Common beginner mistakes
Beautiful asset, broken physics. A visually accurate mesh does not guarantee stable contact. For manipulation, simple, stable, correctly scaled collision is often more important than visual detail.
Recording demonstrations that are too long. Long noisy trajectories produce noisy datasets. Record many short, clean trajectories with clear phases.
Randomizing too aggressively too early. If camera offsets or lighting variation are extreme, the policy has to learn robustness before it learns the task. Start mild, then increase.

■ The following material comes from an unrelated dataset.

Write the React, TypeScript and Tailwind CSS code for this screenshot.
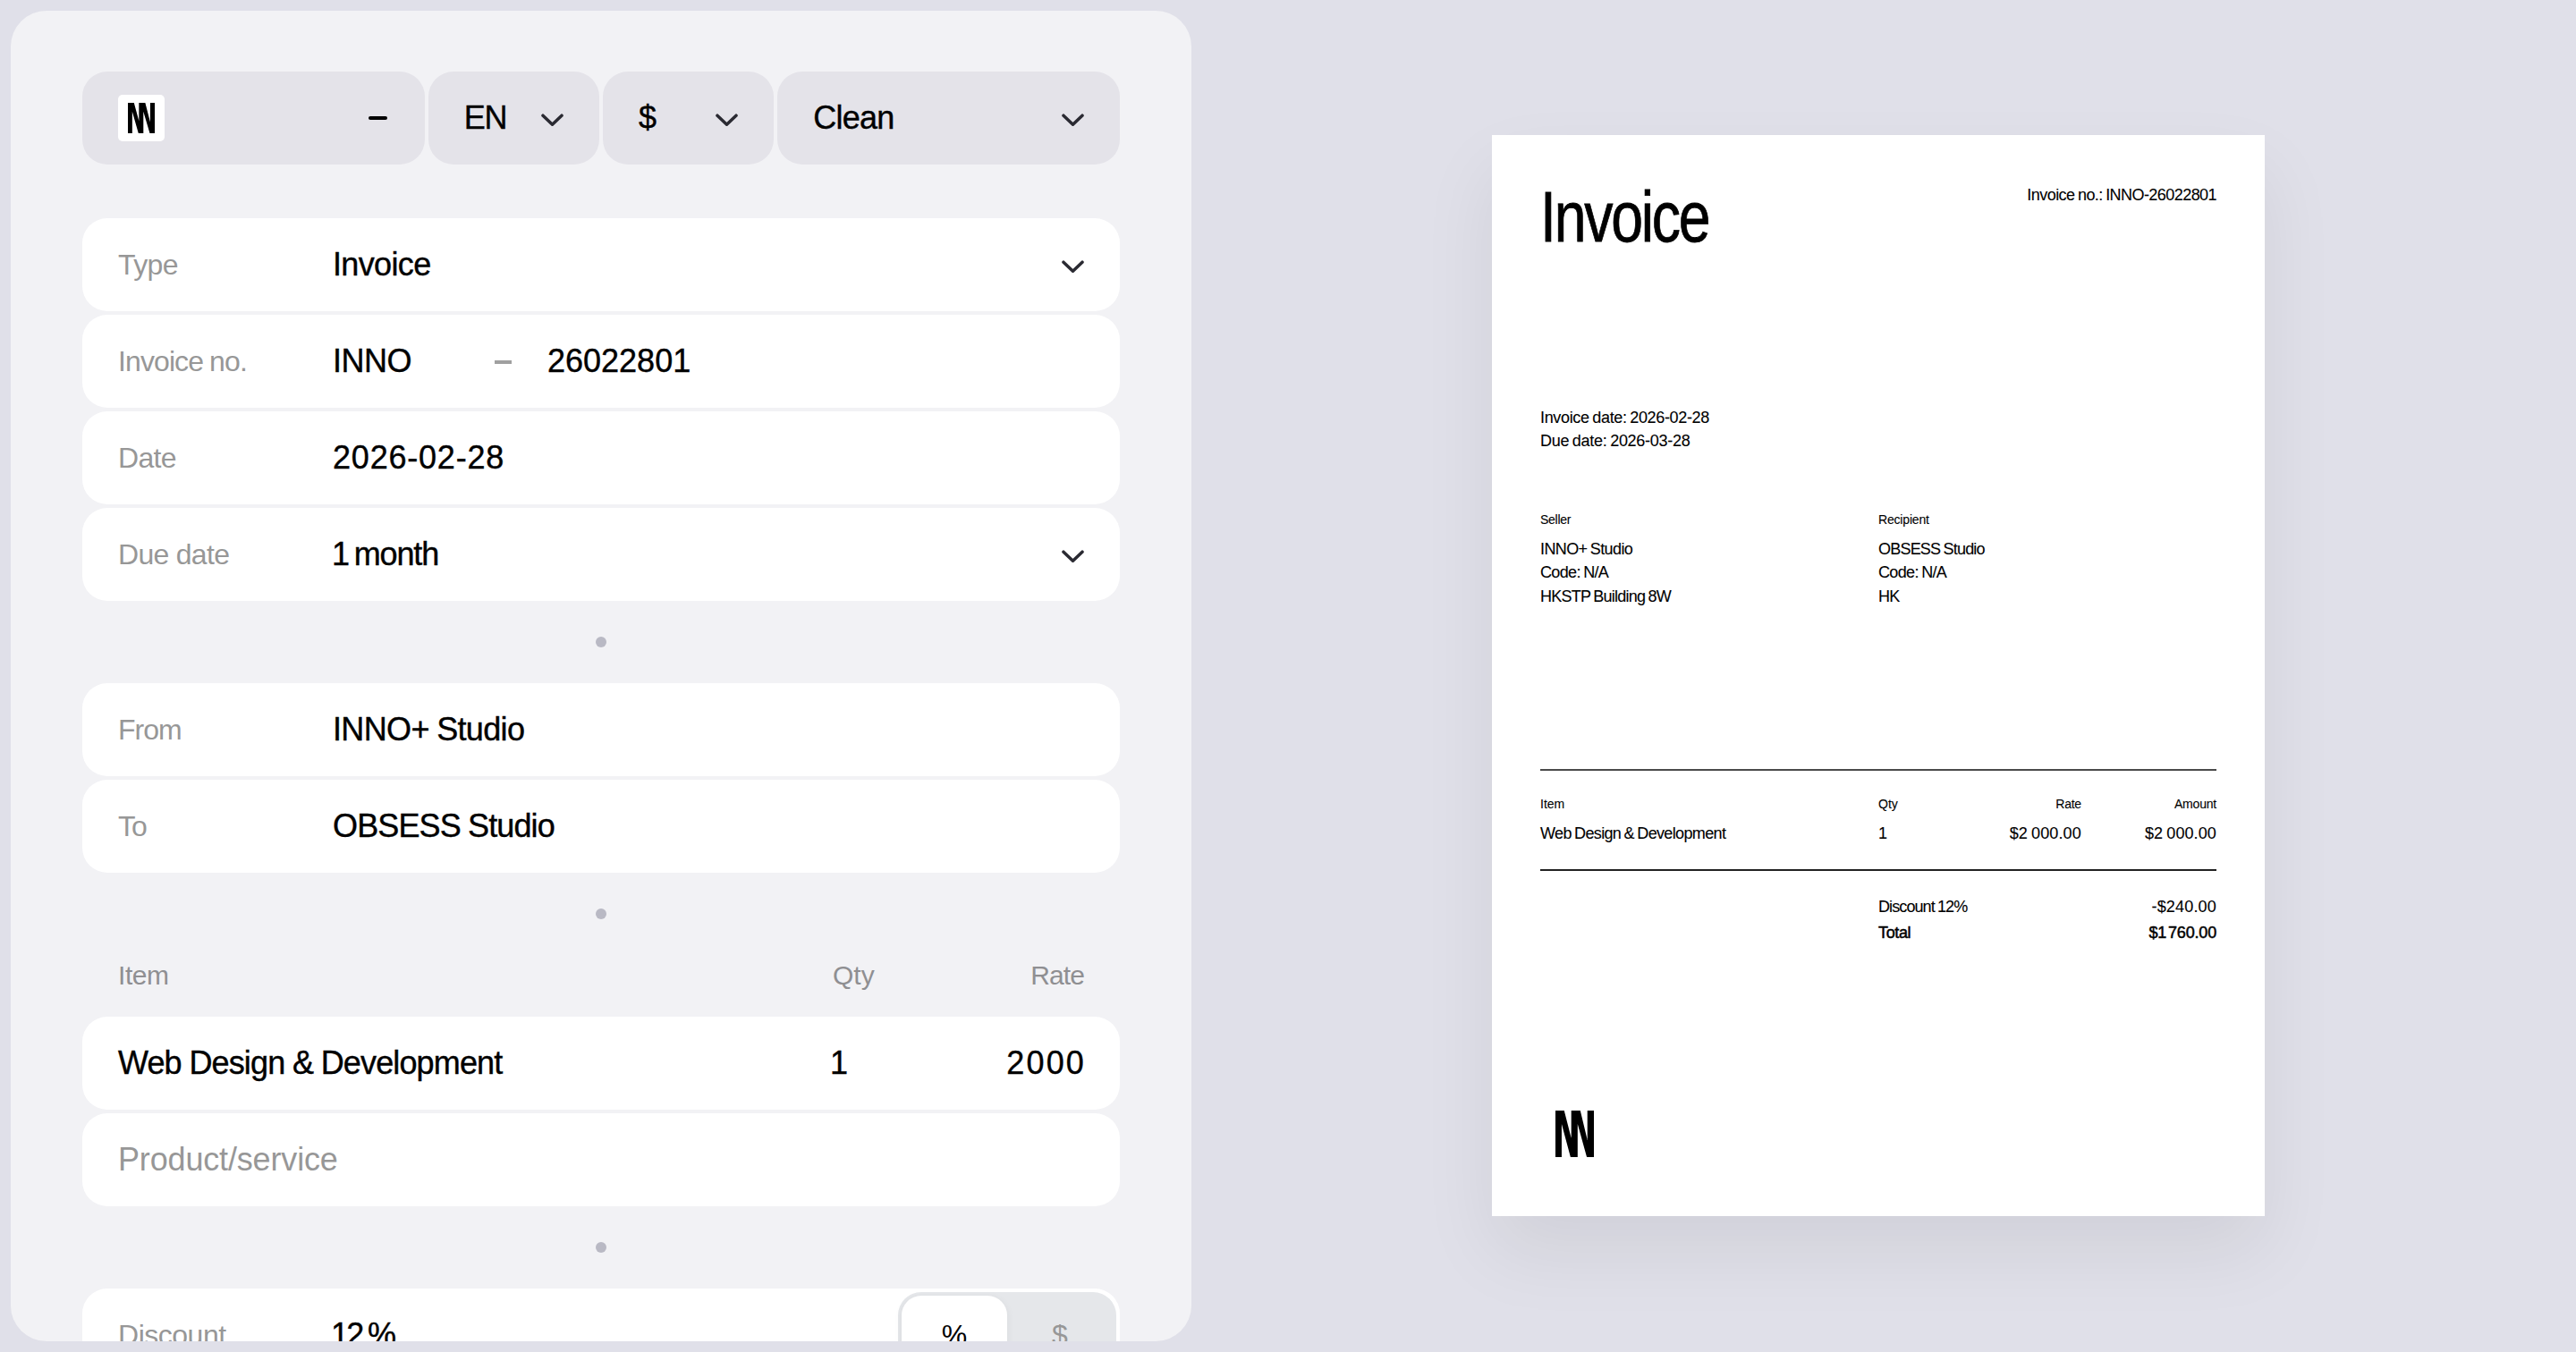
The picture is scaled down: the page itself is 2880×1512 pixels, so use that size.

Not saving seeds and metadata. When a rendered trajectory fails, you need to know which randomization caused it.
Confusing zero-shot with zero-validation. You still need validation across scenes, lighting conditions, and camera poses before touching the real robot.
Results and why they matter
The paper evaluates OASIS on a real Unitree G1 across four loco-manipulation tasks. The key result is that simulation data from OASIS enables zero-shot deployment and, in many cases, performs better than policies trained from real teleoperation data with the same trajectory budget. The ablations also show that domain randomization and curriculum rollout are not minor details; they are central to the method.
For a small robotics team, the practical implication is significant: you do not necessarily need a large lab with many humanoids to start building a whole-body dataset. You can use Isaac Lab to construct scenes, teleoperate in simulation, replay offline, and train policies. The hard parts remain hard - low-level control, latency, safety, camera calibration - but the data bottleneck begins to shift from "we need many real robots" to "we need a clean simulation data engine."
For VLA and WholeBodyVLA work, OASIS suggests a very pragmatic data strategy: do not rely only on web videos, and do not rely only on expensive RL reward engineering. Use simulation teleoperation to produce embodiment-aligned trajectories, then scale them through rendering.